As described above, laser processing apparatus 20 (FIG. 1) performs the laser processing treatment on the resin molded product shown in FIGS. 8 to 10. The workpiece is lead frame 1 provided with groove portion 5 and semiconductor chip 6 that are sealed with resin material 9 with semiconductor chip 6 being bonded to lead frame 1. A part of the workpiece refers to resin material 9 provided to bury groove portion 5.

In such a workpiece (resin molded product), portions different in material are provided as being aligned along direction of scanning AR (FIG. 9) with laser beams. In the laser processing step, the resin molded product (workpiece) including a region where portions different in material are provided as being aligned along direction of scanning AR with laser beams is subjected to the laser processing treatment while the region is irradiated with laser beams L2. Resin material 9 in groove portion 5 is removed by irradiation of resin material 9 in groove portion 5 with laser beams L2 and scanning of the resin material with laser beams L2 in direction of scanning AR.

The part of the workpiece (the portion to be removed by laser processing, resin material 9 present in the inside of groove portion 5 here) is set in advance as a plurality of processing layers, and in scanning with laser beams, controller 25 controls emitter 23 and scanner 24 based on a processing condition for each of the plurality of processing layers.
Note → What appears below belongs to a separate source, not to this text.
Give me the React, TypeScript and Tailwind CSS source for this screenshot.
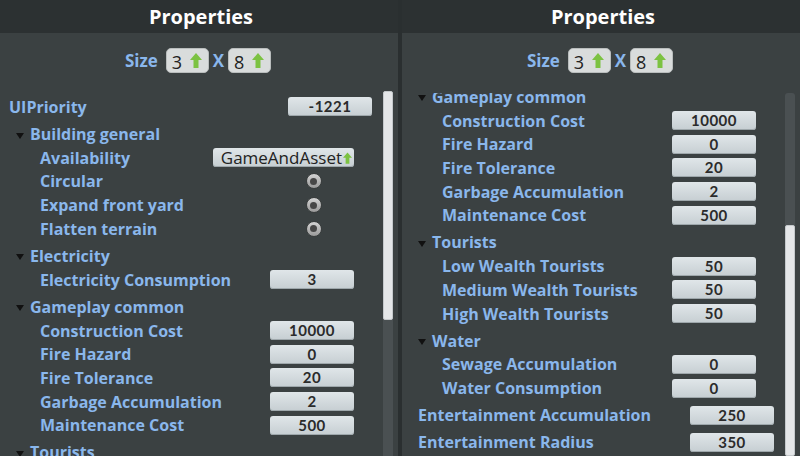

The processing condition for each of the plurality of processing layers is set based on positions of the portions different in material in the region (the region where the portions different in material are provided as being aligned along direction of scanning AR with laser beams).

For example, setting is made such that when processing conditions for any two processing layers of the plurality of processing layers are compared with each other, a value of at least one of energy of laser beams, a pulse frequency of laser beams, a speed of scanning with laser beams, and a pitch of scanning with laser beams is different (based on the positions of the portions different in material in the region). In addition, the number of times of scanning is set as the processing condition for each layer. The number of times of scanning may also be set to be different between the processing conditions for any two processing layers of the plurality of processing layers when they are compared with each other. A condition under which a rate of processing in height direction H indicating a depth is high includes, for example, high energy, a high pulse frequency, a low speed of scanning, and a narrow pitch of scanning. For example, when energy of laser beams is lowered even when the scanning speed is lowered, the overall rate of processing can be lowered, and the rate of processing or accuracy in position of processing can be set by comprehensively taking into account various processing conditions including them.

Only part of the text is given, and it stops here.